Workers reshingled the tower, rebuilt the verandas, removed and replaced all exterior rusticated blocks, refinished the floors, and shined up the four fireplaces, oak with Italian marble inlay, and the two oak staircases, one of which leads to the roof. Workers rebuilt the foundation and found a wooden yo-yo, either Sara’s or Eva’s, beneath the house. Which little girl had misplaced it and when, how long she’d looked for it, if ever she did, and how it ended up underneath, nobody can say. In the year 2000, Glenn purchased an old street clock in Chicago and the Allens staked it before the building.

Glenn died younger than both Bexley girls. He was only 57 when leukemia took him in 2006. For a year the Allens fought it with everything they had, even moving to Seattle for a bone marrow transplant. He’d married the love of his life, waged fierce courtroom battles, and saved a castle, Sara Bexley’s lifelong home, restoring one body so Sara could let the other body go.
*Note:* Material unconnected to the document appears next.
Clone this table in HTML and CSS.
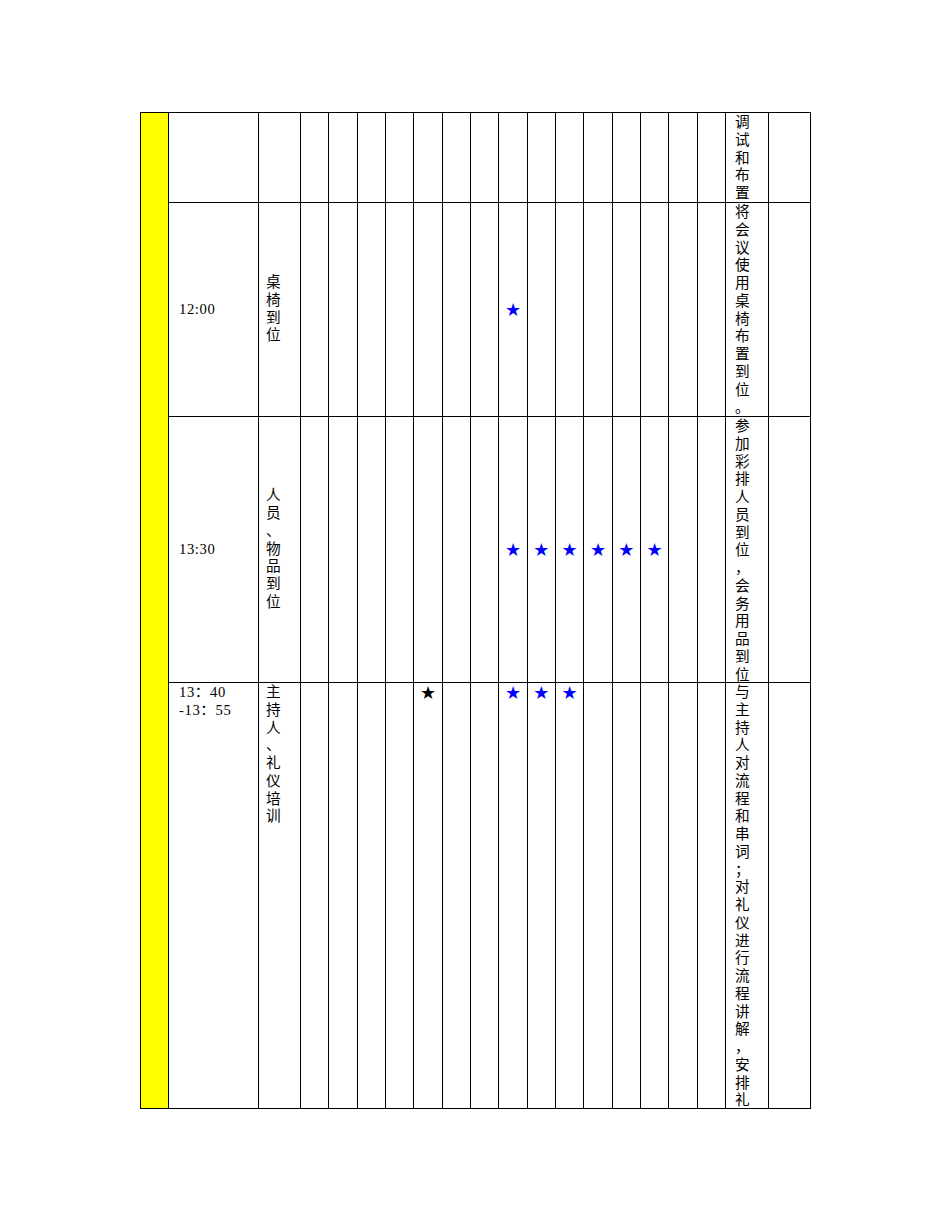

Now, once again, the old hotel waits. It’s known every angle, every corner, every corridor of human living. In the building’s depths, a silence echoes like the Fermi Paradox. Is anybody out there? Who will next come knocking? When commences the next chapter for the castle, the old hotel? What words begin the next story? The lovely old house stands strong and experienced, loving and wise. It’s ready. It’s time to get started.